Po tatuaż do adwokata

Coraz popularniejszą formą wsparcia Wielkiej Orkiestry Świątecznej Pomocy są aukcje. I tak wylicytować można np. kevlar żużlowców Motoru z sezonu 2020 wystawiony przez prezydenta Krzysztofa Żuka. Cena wywoławcza 1000 zł. Do wylicytowania jest także godzinny przejazd w roli pasażera Fordem Mustangiem z 1967 roku (wczorajsza cena 335 zł). Za piłkę rugby z autografami zawodników Budowlanych Lublin wczoraj trzeba było zapłacić 94 zł. Za kolację z wybraną zawodniczką MKS Lublin wczorajsza kwota w licytacji wynosiła już 720 zł. Z kolei koszulka siatkarza LUK Lublin Jakuba Wachnika z autografami drużyny kosztuje już 449 zł.
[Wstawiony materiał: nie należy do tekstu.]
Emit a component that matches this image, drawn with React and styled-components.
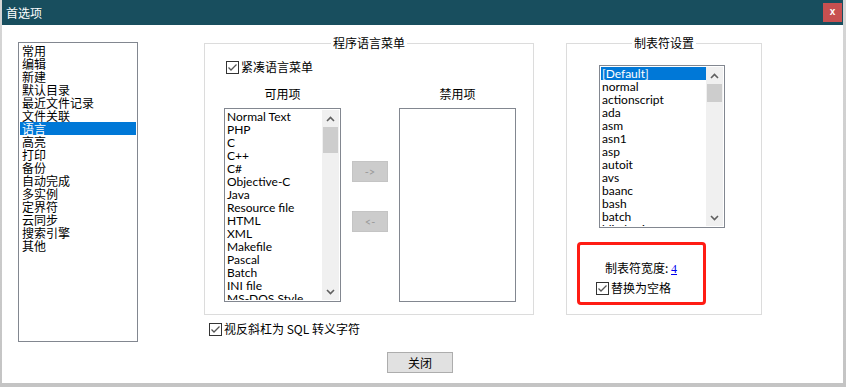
import React from 'react';
import styled, { createGlobalStyle } from 'styled-components';

const Global = createGlobalStyle`
  html, body { margin: 0; padding: 0; }
  body {
    width: 846px;
    height: 387px;
    overflow: hidden;
    background: linear-gradient(to bottom, #d6d6d6, #c4c4c4);
    font-family: "Noto Sans CJK SC", sans-serif;
  }
`;

const CJK = `"Noto Sans CJK SC", "Noto Sans", sans-serif`;
const LATIN = `Lato, "Noto Sans CJK SC", sans-serif`;

const Window = styled.div`
  margin-left: 2px;
  width: 841px;
  height: 383px;
  background: #fff;
  display: flex;
  flex-direction: column;
`;

const TitleBar = styled.div`
  height: 25px;
  flex: none;
  background: #184e5e;
  display: flex;
  align-items: center;
  justify-content: space-between;
  padding: 0 1px 0 4px;
  color: #fff;
  font: 12px ${CJK};
`;

const CloseBox = styled.div`
  width: 19px;
  height: 19px;
  background: #c75050;
  color: #fff;
  display: flex;
  align-items: center;
  justify-content: center;
  font: bold 10px "Liberation Sans", sans-serif;
  line-height: 1;
  padding-bottom: 2px;
  box-sizing: border-box;
`;

const Body = styled.div`
  flex: 1;
  display: flex;
  flex-direction: column;
`;

const MainRow = styled.div`
  display: flex;
  align-items: flex-start;
  padding: 17px 0 0 16px;
`;

const ListBox = styled.div`
  box-sizing: border-box;
  width: ${p => p.$w}px;
  height: ${p => p.$h}px;
  margin: ${p => p.$m || '0'};
  border: 1px solid #828790;
  padding: 1px;
  background: #fff;
  display: flex;
  overflow: hidden;
`;

const Items = styled.div`
  flex: 1;
  overflow: hidden;
  min-width: 0;
`;

const Item = styled.div`
  height: 13px;
  padding-left: ${p => (p.$latin ? 1 : 2)}px;
  font: 12px ${p => (p.$latin ? LATIN : CJK)};
  line-height: 13px;
  white-space: nowrap;
  color: ${p => (p.$sel ? '#fff' : '#000')};
  background: ${p => (p.$sel ? '#0078d7' : 'transparent')};
`;

const ScrollTrack = styled.div`
  width: 17px;
  flex: none;
  background: #f0f0f0;
  display: flex;
  flex-direction: column;
`;

const ScrollArrow = styled.div`
  height: 17px;
  flex: none;
  display: flex;
  align-items: center;
  justify-content: center;
`;

const ScrollThumb = styled.div`
  height: ${p => p.$h}px;
  margin: 0 1px;
  background: #cdcdcd;
`;

const ScrollSpacer = styled.div`
  flex: 1;
`;

const Group = styled.div`
  position: relative;
  box-sizing: border-box;
  width: ${p => p.$w}px;
  height: 272px;
  border: 1px solid #dcdcdc;
  padding: ${p => p.$pad};
`;

const GroupTitle = styled.div`
  position: absolute;
  top: -8px;
  left: 0;
  right: 0;
  display: flex;
  justify-content: center;
  font: 12px ${CJK};
  line-height: 14px;
  color: #000;
  & > span {
    background: #fff;
    padding: 0 2px;
  }
`;

const MidColumn = styled.div`
  margin: 1px 0 0 66px;
  display: flex;
  flex-direction: column;
`;

const RightColumn = styled.div`
  margin: 1px 0 0 32px;
`;

const CheckRow = styled.label`
  display: flex;
  align-items: center;
  gap: 2px;
  height: 14px;
  margin: ${p => p.$m || '0'};
  font: 12px ${CJK};
  line-height: 14px;
  color: #000;
  white-space: nowrap;
`;

const Box = styled.span`
  box-sizing: border-box;
  width: 13px;
  height: 13px;
  border: 1px solid #333;
  background: #fff;
  display: inline-flex;
  align-items: center;
  justify-content: center;
  flex: none;
`;

const ListsGrid = styled.div`
  display: grid;
  grid-template-columns: 117px 36px 117px;
  grid-template-rows: 13px auto;
  column-gap: 11px;
  row-gap: 8px;
  margin-top: 13px;
`;

const ColLabel = styled.div`
  grid-column: ${p => p.$col};
  text-align: center;
  font: 12px ${CJK};
  line-height: 13px;
`;

const MoveButtons = styled.div`
  display: flex;
  flex-direction: column;
  gap: 29px;
  padding-top: 53px;
`;

const MoveButton = styled.div`
  box-sizing: border-box;
  height: 21px;
  background: #cccccc;
  border: 1px solid #c4c4c4;
  color: #9a9a9a;
  font: 11px ${LATIN};
  display: flex;
  align-items: center;
  justify-content: center;
`;

const Annot = styled.div`
  box-sizing: border-box;
  width: 129px;
  height: 63px;
  margin-top: 14px;
  border: 3px solid #ff1c14;
  border-radius: 4px;
  padding: 16px 0 0 0;
`;

const WidthLine = styled.div`
  padding-left: 25px;
  font: 12px ${CJK};
  line-height: 13px;
  white-space: nowrap;
`;

const Link = styled.span`
  color: #0000ee;
  text-decoration: underline;
  font: 12px "Liberation Serif", serif;
`;

const Footer = styled.div`
  padding: 10px 0 0 385px;
`;

const Button = styled.div`
  box-sizing: border-box;
  width: 66px;
  height: 21px;
  background: #e1e1e1;
  border: 1px solid #adadad;
  font: 12px ${CJK};
  display: flex;
  align-items: center;
  justify-content: center;
  color: #000;
`;

const Check = () => (
  <Box>
    <svg width="11" height="11" viewBox="0 0 11 11">
      <polyline points="1.5,5.5 4,8 9.5,2.5" fill="none" stroke="#555" strokeWidth="1.3" />
    </svg>
  </Box>
);

const Chevron = ({ down }) => (
  <svg width="9" height="6" viewBox="0 0 9 6">
    <polyline
      points={down ? '1,1 4.5,4.5 8,1' : '1,5 4.5,1.5 8,5'}
      fill="none"
      stroke="#606060"
      strokeWidth="1.6"
    />
  </svg>
);

const Scrollbar = ({ thumb }) => (
  <ScrollTrack>
    <ScrollArrow><Chevron /></ScrollArrow>
    <ScrollThumb $h={thumb} />
    <ScrollSpacer />
    <ScrollArrow><Chevron down /></ScrollArrow>
  </ScrollTrack>
);

const nav = ['常用', '编辑', '新建', '默认目录', '最近文件记录', '文件关联', '语言', '高亮', '打印', '备份', '自动完成', '多实例', '定界符', '云同步', '搜索引擎', '其他'];
const langs = ['Normal Text', 'PHP', 'C', 'C++', 'C#', 'Objective-C', 'Java', 'Resource file', 'HTML', 'XML', 'Makefile', 'Pascal', 'Batch', 'INI file', 'MS-DOS Style'];
const tabs = ['[Default]', 'normal', 'actionscript', 'ada', 'asm', 'asn1', 'asp', 'autoit', 'avs', 'baanc', 'bash', 'batch', 'blitzbasic'];

export default function App() {
  return (
    <>
      <Global />
      <Window>
        <TitleBar>
          <span>首选项</span>
          <CloseBox>x</CloseBox>
        </TitleBar>
        <Body>
          <MainRow>
            <ListBox $w={120} $h={300}>
              <Items>
                {nav.map(n => (
                  <Item key={n} $sel={n === '语言'}>{n}</Item>
                ))}
              </Items>
            </ListBox>

            <MidColumn>
              <Group $w={330} $pad="16px 0 0 19px">
                <GroupTitle><span>程序语言菜单</span></GroupTitle>
                <CheckRow $m="0 0 0 2px"><Check />紧凑语言菜单</CheckRow>
                <ListsGrid>
                  <ColLabel $col={1}>可用项</ColLabel>
                  <ColLabel $col={3}>禁用项</ColLabel>
                  <ListBox $w={117} $h={194}>
                    <Items>
                      {langs.map(l => <Item key={l} $latin>{l}</Item>)}
                    </Items>
                    <Scrollbar thumb={26} />
                  </ListBox>
                  <MoveButtons>
                    <MoveButton>-&gt;</MoveButton>
                    <MoveButton>&lt;-</MoveButton>
                  </MoveButtons>
                  <ListBox $w={117} $h={194} />
                </ListsGrid>
              </Group>
              <CheckRow $m="7px 0 0 5px"><Check />视反斜杠为 SQL 转义字符</CheckRow>
            </MidColumn>

            <RightColumn>
              <Group $w={196} $pad="21px 0 0 10px">
                <GroupTitle><span>制表符设置</span></GroupTitle>
                <ListBox $w={126} $h={163} $m="0 0 0 22px">
                  <Items>
                    {tabs.map((t, i) => <Item key={t} $latin $sel={i === 0}>{t}</Item>)}
                  </Items>
                  <Scrollbar thumb={18} />
                </ListBox>
                <Annot>
                  <WidthLine>制表符宽度: <Link>4</Link></WidthLine>
                  <CheckRow $m="4px 0 0 16px"><Check />替换为空格</CheckRow>
                </Annot>
              </Group>
            </RightColumn>
          </MainRow>
          <Footer>
            <Button>关闭</Button>
          </Footer>
        </Body>
      </Window>
    </>
  );
}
Do akcji włączyli się także lubelscy adwokaci. Adwokat Adam Załęski zaprasza na lot szybowcem nad okolicami Lublina (wczorajsza cena 320 zł). Sporą odwagą wykaże się też osoba, która wylicytuje wykonanie tatuażu przez adwokata Staszka Estreicha. To syn byłego dziekana Okręgowej Izby Adwokackiej, który oprócz prawa pasjonuje się także grafiką i jest tatuażystą. Wczoraj za tatuaż u niego trzeba było zapłacić 510 zł. Tenisowy wicemistrz Polski prawników Tomasz Wierzchowski zaprasza na sparing na korcie. Adwokat Małgorzata Banach przez godzinę podszkoli z jazdy na motocyklu (wczorajsza cena 255 zł). A na przejażdżkę motocyklem z Lublina do Kazimierza Dolnego w charakterze pasażera zaprasza adwokat Maciej Chorągiewicz.

– Przejażdżka motocyklem to bardzo duża przyjemność, nawet jako pasażer. Droga do Kazimierza Dolnego jest bardzo malownicza, ma bardzo dużo zakrętów. Zapewniam też kask i kurtkę motocyklową – zachęca Chorągiewicz.